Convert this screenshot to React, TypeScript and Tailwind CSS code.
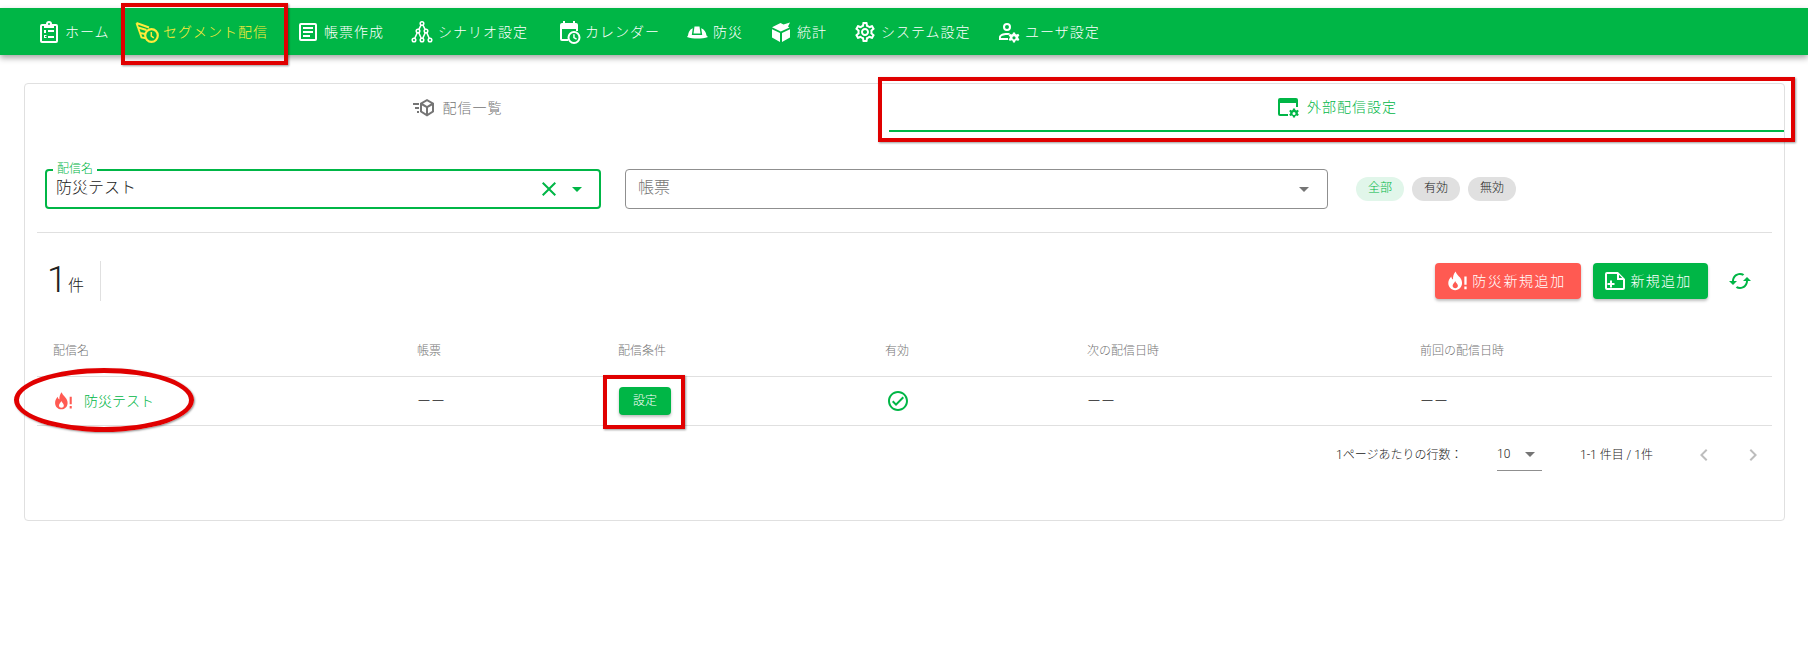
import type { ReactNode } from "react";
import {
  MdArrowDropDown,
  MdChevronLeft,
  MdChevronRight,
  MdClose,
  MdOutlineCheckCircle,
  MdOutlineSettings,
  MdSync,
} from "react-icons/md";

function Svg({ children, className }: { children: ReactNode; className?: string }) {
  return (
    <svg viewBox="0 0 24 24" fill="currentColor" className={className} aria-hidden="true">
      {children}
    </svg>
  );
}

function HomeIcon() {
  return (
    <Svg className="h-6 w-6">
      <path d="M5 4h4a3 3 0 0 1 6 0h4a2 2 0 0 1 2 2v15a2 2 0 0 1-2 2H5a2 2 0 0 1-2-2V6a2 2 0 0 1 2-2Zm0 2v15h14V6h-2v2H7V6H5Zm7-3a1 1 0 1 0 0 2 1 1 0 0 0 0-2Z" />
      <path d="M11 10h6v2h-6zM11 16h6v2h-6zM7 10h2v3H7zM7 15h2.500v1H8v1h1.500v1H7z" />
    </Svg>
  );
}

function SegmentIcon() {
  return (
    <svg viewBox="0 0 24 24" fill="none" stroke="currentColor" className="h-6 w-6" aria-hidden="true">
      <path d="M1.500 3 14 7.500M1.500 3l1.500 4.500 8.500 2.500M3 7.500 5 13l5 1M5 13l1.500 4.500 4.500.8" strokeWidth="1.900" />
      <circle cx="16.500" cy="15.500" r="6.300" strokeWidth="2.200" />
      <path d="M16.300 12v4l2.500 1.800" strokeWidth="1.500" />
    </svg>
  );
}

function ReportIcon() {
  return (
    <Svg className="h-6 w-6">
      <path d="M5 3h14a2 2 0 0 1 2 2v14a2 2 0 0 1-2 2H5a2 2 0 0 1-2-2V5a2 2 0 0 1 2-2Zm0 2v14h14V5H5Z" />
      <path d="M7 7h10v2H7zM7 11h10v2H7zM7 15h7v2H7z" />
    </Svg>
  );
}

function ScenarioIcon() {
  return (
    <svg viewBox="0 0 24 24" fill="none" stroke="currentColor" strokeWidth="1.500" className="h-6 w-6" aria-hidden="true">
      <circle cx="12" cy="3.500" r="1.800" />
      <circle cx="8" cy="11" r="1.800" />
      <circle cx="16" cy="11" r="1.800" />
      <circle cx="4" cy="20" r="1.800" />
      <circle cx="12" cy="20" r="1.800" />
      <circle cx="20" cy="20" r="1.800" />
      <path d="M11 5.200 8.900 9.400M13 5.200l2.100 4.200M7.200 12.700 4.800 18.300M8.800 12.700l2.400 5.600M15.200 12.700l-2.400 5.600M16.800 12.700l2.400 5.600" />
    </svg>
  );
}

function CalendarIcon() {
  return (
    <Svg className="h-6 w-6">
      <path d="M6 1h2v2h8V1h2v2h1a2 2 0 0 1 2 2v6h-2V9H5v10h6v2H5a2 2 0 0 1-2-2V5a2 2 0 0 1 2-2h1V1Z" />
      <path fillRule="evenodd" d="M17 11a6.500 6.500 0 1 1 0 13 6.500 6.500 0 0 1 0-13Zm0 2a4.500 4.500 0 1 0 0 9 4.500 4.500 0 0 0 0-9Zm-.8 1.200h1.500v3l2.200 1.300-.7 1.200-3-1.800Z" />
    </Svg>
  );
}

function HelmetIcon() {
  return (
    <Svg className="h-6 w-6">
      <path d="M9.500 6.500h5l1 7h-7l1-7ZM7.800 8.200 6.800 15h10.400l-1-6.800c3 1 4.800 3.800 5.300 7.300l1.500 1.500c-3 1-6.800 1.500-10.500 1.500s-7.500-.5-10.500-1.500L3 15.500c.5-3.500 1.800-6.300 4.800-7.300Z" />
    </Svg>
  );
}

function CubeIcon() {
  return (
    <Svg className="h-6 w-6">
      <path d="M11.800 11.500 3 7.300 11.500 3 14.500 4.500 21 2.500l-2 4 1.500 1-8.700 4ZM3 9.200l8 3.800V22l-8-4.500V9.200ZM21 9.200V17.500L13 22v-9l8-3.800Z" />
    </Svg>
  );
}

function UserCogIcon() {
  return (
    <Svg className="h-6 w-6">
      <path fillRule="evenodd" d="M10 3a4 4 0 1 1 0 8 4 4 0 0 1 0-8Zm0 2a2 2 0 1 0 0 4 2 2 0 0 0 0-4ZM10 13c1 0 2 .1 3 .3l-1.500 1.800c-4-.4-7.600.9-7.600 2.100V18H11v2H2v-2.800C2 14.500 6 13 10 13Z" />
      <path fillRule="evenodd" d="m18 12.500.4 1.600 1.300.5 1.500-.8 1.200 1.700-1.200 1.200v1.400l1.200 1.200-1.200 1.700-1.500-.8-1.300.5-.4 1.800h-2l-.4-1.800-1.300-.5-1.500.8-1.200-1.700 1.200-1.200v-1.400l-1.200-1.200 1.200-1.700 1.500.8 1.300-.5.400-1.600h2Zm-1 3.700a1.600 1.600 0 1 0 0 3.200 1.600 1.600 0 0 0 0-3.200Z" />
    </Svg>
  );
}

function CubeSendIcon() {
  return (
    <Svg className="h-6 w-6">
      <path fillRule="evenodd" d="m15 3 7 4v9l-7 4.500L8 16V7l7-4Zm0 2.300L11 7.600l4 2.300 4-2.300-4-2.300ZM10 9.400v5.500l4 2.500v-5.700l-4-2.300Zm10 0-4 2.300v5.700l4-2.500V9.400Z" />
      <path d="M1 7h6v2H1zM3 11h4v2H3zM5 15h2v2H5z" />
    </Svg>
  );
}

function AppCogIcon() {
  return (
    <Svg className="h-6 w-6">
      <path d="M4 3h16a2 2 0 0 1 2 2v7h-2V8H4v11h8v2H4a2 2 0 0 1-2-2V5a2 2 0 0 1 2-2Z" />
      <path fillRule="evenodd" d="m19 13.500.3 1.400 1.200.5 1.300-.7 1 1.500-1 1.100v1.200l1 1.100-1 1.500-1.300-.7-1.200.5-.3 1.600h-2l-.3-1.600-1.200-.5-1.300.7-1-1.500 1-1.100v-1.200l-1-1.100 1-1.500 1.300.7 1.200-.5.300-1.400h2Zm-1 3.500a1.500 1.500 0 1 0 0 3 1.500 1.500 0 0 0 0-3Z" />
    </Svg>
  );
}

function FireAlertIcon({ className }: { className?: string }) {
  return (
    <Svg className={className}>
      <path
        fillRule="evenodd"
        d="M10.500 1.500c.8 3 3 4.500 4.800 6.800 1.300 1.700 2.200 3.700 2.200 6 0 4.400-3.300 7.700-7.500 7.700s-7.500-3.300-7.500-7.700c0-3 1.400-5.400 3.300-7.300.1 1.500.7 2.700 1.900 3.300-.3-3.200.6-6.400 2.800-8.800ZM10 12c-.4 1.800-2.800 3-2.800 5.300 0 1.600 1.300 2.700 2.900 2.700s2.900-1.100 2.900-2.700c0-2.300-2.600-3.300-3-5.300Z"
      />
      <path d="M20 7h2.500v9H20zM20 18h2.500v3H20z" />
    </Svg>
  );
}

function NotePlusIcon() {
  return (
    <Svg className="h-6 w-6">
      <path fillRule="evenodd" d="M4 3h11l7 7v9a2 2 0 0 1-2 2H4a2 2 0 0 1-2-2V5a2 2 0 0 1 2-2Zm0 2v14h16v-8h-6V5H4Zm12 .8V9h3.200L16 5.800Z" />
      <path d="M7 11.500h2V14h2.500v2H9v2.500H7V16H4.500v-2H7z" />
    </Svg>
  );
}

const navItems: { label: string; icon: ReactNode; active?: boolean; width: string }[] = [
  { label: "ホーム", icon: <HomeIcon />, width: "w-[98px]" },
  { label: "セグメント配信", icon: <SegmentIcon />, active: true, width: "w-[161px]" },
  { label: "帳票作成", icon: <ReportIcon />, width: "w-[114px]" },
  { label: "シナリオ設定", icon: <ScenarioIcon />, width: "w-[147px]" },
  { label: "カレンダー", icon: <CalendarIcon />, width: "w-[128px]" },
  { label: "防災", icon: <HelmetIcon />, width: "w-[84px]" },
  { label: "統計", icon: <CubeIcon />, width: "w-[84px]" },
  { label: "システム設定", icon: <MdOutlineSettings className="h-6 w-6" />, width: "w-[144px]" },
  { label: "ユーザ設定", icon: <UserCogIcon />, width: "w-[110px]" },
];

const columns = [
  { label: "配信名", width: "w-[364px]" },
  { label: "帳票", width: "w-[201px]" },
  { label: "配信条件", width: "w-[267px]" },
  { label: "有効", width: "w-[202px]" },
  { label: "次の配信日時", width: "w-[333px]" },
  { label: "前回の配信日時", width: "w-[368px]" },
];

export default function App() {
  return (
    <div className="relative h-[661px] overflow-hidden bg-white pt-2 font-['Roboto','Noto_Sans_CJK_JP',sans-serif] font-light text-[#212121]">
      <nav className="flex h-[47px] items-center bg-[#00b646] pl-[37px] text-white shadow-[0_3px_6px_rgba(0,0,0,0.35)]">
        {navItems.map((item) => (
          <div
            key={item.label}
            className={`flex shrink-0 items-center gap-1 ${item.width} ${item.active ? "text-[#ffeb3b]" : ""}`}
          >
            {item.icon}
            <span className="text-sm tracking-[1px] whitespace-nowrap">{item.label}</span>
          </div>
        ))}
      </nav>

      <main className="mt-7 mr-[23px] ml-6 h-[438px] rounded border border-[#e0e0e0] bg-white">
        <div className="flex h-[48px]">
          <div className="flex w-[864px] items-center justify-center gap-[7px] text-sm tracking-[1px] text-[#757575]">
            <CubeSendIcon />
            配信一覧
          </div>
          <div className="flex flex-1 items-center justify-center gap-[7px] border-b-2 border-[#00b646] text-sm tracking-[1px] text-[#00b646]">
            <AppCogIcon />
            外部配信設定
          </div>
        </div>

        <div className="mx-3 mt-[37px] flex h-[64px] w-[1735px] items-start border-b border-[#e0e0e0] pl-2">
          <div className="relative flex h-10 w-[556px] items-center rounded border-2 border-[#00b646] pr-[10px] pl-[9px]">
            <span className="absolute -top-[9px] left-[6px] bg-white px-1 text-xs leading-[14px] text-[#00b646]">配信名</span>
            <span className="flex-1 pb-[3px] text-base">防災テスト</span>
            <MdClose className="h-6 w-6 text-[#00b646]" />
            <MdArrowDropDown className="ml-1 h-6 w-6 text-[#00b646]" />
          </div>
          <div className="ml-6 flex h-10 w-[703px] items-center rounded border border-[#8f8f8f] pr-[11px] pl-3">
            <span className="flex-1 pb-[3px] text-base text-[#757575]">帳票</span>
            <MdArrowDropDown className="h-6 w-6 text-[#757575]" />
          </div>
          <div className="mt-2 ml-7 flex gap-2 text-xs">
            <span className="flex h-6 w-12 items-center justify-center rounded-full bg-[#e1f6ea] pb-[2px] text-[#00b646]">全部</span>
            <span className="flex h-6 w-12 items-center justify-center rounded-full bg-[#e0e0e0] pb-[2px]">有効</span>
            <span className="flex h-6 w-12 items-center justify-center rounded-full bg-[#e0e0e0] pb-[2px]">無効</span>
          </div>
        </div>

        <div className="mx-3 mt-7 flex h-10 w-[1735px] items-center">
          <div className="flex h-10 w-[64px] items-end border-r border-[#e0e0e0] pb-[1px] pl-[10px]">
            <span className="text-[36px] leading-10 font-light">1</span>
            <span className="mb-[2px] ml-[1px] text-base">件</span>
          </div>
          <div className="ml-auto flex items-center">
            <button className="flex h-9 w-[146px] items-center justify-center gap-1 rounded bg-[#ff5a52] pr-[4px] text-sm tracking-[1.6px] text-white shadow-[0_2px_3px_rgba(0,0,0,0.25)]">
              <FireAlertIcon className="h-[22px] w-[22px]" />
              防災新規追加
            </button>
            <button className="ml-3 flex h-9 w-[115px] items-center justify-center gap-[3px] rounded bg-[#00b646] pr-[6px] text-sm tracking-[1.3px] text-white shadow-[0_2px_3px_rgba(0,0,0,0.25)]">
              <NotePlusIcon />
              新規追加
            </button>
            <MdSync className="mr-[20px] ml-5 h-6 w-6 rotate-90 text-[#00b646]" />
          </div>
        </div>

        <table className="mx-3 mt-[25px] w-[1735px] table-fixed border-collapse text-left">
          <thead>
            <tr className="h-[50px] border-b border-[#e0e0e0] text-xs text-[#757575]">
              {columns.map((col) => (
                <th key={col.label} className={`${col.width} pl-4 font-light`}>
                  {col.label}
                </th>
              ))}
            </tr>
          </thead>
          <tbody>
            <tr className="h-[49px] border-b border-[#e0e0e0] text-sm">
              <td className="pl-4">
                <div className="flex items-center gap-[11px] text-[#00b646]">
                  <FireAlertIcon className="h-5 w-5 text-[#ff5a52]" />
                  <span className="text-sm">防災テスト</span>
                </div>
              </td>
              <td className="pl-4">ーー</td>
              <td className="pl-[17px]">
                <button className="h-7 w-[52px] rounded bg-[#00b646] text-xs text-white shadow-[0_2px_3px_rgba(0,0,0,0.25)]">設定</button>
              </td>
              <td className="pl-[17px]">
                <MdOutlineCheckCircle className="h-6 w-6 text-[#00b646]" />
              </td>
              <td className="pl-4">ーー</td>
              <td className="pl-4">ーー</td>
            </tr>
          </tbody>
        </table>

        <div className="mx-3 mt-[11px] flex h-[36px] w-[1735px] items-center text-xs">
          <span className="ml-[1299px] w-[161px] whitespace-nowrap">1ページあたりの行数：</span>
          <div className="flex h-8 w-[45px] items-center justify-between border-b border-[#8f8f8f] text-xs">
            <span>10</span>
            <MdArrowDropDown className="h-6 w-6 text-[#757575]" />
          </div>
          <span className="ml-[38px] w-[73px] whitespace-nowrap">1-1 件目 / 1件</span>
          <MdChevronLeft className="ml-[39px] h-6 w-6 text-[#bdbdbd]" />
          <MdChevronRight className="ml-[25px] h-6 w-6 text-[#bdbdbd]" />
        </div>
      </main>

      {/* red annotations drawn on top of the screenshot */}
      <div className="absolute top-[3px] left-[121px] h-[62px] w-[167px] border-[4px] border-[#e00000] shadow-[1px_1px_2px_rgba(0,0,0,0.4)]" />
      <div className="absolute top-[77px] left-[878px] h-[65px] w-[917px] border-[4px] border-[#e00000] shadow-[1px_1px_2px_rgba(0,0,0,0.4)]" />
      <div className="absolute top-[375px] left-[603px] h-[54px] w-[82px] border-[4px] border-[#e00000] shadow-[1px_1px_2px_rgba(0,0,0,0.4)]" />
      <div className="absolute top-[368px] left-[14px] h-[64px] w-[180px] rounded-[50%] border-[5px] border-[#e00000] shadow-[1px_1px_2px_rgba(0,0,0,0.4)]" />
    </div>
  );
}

────────────────────

Only lines with "screenshot" are wanted here; list each of them.

> [Reply]
Convert this screenshot to React, TypeScript and Tailwind CSS code.
      {/* red annotations drawn on top of the screenshot */}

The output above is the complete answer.